Menyedihkan sekali pembungkaman terhadap kebebasan pers masih terjadi di zaman sekarang, apalagi wartawannya mengaku tak berdaya.

Ancaman kebebasan

Kejadian ini menggelitik kembali pertanyaan tentang sejauh mana ruang kebebasan pers di Aceh. Begitu mudah wartawan dibungkam seperti zaman Orde Baru. Terlepas magnitude kasus tersebut kecil untuk kepentingan publik, tetapi pers Aceh memang pantas khawatir dengan kondisi tersebut. Bukan karena kasus itu tidak mencuat ke permukaan, tapi karena wartawan masih bisa dibungkam.

Barangkali masih melekat dalam ingatan sebagian masyarakat Lhokseumawe tentang kasus yang menimpa pelaku mesum di Mon Geudong Kecamatan Banda Sakti, akhir 2007 silam. Pasangan mesum itu dihakimi massa hingga kritis. Beberapa harian di Aceh menempatkan berita itu di halaman satu, demikian juga dengan follow up-nya. Foto korban juga ditampilkan secara lengkap.

Publik bertanya-tanya, ada apa dengan jurnalis di Aceh. Mengapa di tengah kebebasan pers yang luar bisa sampai diplesetkan jadi keblablasan di Indonesia, wartawan Aceh masih juga ragu-ragu memanfaatkannya. Tentunya bukan tanpa pertimbangan jika hal itu dilakukan.

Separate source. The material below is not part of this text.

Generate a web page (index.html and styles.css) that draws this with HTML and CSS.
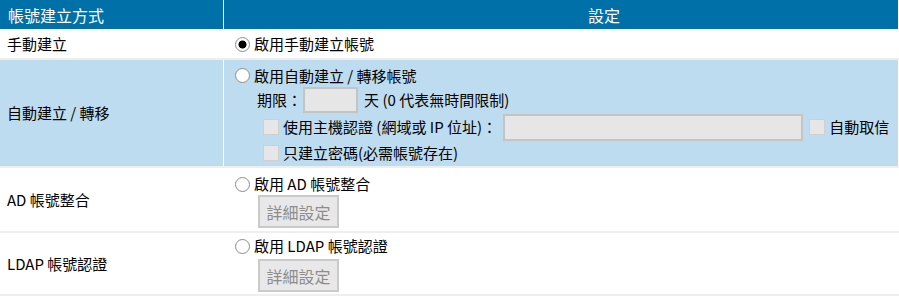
FILE: index.html
```html
<!DOCTYPE html>
<html lang="zh-Hant">
<head>
  <meta charset="UTF-8" />
  <meta name="viewport" content="width=device-width, initial-scale=1.0"/>
  <title>帳號建立方式</title>
  <link rel="stylesheet" href="styles.css">
</head>
<body>

  <!-- Account creation settings -->
  <table class="setting-table">
    <tr>
      <th class="col-name">帳號建立方式</th>
      <th class="col-set">設定</th>
    </tr>

    <tr class="row-manual">
      <td class="name">手動建立</td>
      <td class="set">
        <label class="line"><input type="radio" name="mode" checked>啟用手動建立帳號</label>
      </td>
    </tr>

    <tr class="row-auto">
      <td class="name">自動建立 / 轉移</td>
      <td class="set">
        <label class="line first"><input type="radio" name="mode">啟用自動建立 / 轉移帳號</label>
        <div class="line sub period">
          期限：<input type="text" class="txt-days" disabled><span class="after">天 (0 代表無時間限制)</span>
        </div>
        <div class="line sub host">
          <input type="checkbox" disabled>使用主機認證 (網域或 IP 位址)：<input type="text" class="txt-host" disabled><input type="checkbox" class="chk-mail" disabled>自動取信
        </div>
        <div class="line sub pwd">
          <input type="checkbox" disabled>只建立密碼(必需帳號存在)
        </div>
      </td>
    </tr>

    <tr class="row-ad">
      <td class="name">AD 帳號整合</td>
      <td class="set">
        <label class="line"><input type="radio" name="mode">啟用 AD 帳號整合</label>
        <div class="sub btn-line"><button class="btn-detail" disabled>詳細設定</button></div>
      </td>
    </tr>

    <tr class="row-ldap">
      <td class="name">LDAP 帳號認證</td>
      <td class="set">
        <label class="line"><input type="radio" name="mode">啟用 LDAP 帳號認證</label>
        <div class="sub btn-line"><button class="btn-detail" disabled>詳細設定</button></div>
      </td>
    </tr>
  </table>

</body>
</html>
```

FILE: styles.css
```css
body {
  margin: 0;
  padding: 0;
  font-family: "Noto Sans CJK TC", "Noto Sans", sans-serif;
  font-size: 15px;
  line-height: 20px;
  color: #000;
  background: #fff;
}
.setting-table {
  width: 100%;
  border-collapse: collapse;
}
.setting-table th {
  background: #0070a8;
  color: #fff;
  font-weight: normal;
  font-size: 16px;
  height: 29px;
  padding: 0;
  border-right: 1px solid #fff;
}
.col-name {
  width: 215px;
  text-align: left;
  padding-left: 8px !important;
}
.col-set {
  text-align: center;
  padding-left: 86px !important;
}
.setting-table td {
  padding: 0;
  border-bottom: 2px solid #eee;
  border-right: 1px solid #fff;
}
.name {
  padding-left: 7px !important;
  vertical-align: middle;
}
.set {
  padding-left: 11px !important;
  vertical-align: top;
}
.row-manual .set {
  padding-top: 4px !important;
  padding-bottom: 3px !important;
}
.row-auto td {
  background: #bedcf0;
}
.row-auto .set {
  padding-top: 4px !important;
  padding-bottom: 1px !important;
}
.row-ad .set {
  padding-top: 5px !important;
  padding-bottom: 3px !important;
}
.row-ldap .set {
  padding-top: 2px !important;
  padding-bottom: 2px !important;
}
.row-ldap .btn-line {
  margin-top: 2px;
}
.line {
  display: flex;
  align-items: center;
  height: 22px;
  white-space: nowrap;
}
.sub {
  margin-left: 22px;
}
.btn-line {
  display: flex;
  margin-left: 23px;
}
.row-auto .first {
  height: 23px;
}
.row-auto .period {
  height: 26px;
}
.row-auto .host {
  height: 28px;
  margin-left: 28px;
}
.row-auto .pwd {
  height: 24px;
  margin-left: 28px;
}

/* radios */
input[type="radio"] {
  appearance: none;
  width: 15px;
  height: 15px;
  margin: 0 4px 0 0;
  border: 1px solid #8c8c8c;
  border-radius: 50%;
  background: #fff;
  flex: none;
}
input[type="radio"]:checked {
  background: radial-gradient(circle, #000 0 3.6px, #fff 4.4px);
}

/* checkboxes */
input[type="checkbox"] {
  appearance: none;
  width: 16px;
  height: 16px;
  margin: 0 4px 0 0;
  border: 1px solid #cfcfcf;
  background: #e6e6e6;
  flex: none;
}
.chk-mail {
  margin-left: 6px !important;
}

/* text inputs */
input[type="text"] {
  box-sizing: border-box;
  border: 2px solid #c4c4c4;
  background: #e6e6e6;
  margin: 0;
  padding: 0;
  flex: none;
}
.txt-days {
  width: 55px;
  height: 26px;
  margin-left: 1px !important;
}
.after {
  margin-left: 6px;
}
.txt-host {
  width: 300px;
  height: 27px;
  margin-left: 6px !important;
}

.btn-detail {
  box-sizing: border-box;
  width: 81px;
  height: 33px;
  margin: 0;
  padding: 0;
  border: 2px solid #cacaca;
  background: #e8e8e8;
  color: #8c8c8c;
  font-family: "Noto Sans CJK TC", sans-serif;
  font-size: 16px;
}
```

Kalau ditelisik lebih jauh, akan terlihat sebenarnya kebebasan pers memang masih terbelenggu di Aceh, atau kebebasan semu. Ancaman kekerasan masih menghantui kerja jurnalis di Aceh. Kendati secara nasional, kasus kekerasan terhadap jurnalis di Aceh lebih rendah dibandingkan daerah lain. Pada 2016, dari 72 kasus kekerasan hanya satu kasus terjadi di Aceh (Aliansi Jurnalis Independen, 2016). Tetapi faktanya, jumlah kasus lebih banyak dari yang tercatat karena banyak wartawan memilih untuk mendiamkan kasus yang mereka alami.

Ancaman hanyalah salah satu cara yang ditempuh untuk membungkam pers. Cara seperti itu memang lebih mudah dan paling ampuh. Dari beberapa kasus yang dialami jurnalis di Aceh, hampir sebagian besar menggunakan cara kekerasan dan ancaman. Wartawan di Bireuen tercatat paling sering mengalaminya, selain Langsa dan Lhokseumawe.

Semakin sedikit jumlah wartawan di suatu daerah, maka akan semakin mudah mengontrolnya. Dalam kondisi ini dibutuhkan kekompakan jurnalis dalam melawan ancaman kekerasan dari berbagai pihak. Selain itu, penting bagi wartawan untuk membina jaringan dengan wartawan di daerah lain serta berbagai organisasi jurnalis. Tanpa kekompakan, maka ketangguhan jurnalis akan mudah dipatahkan.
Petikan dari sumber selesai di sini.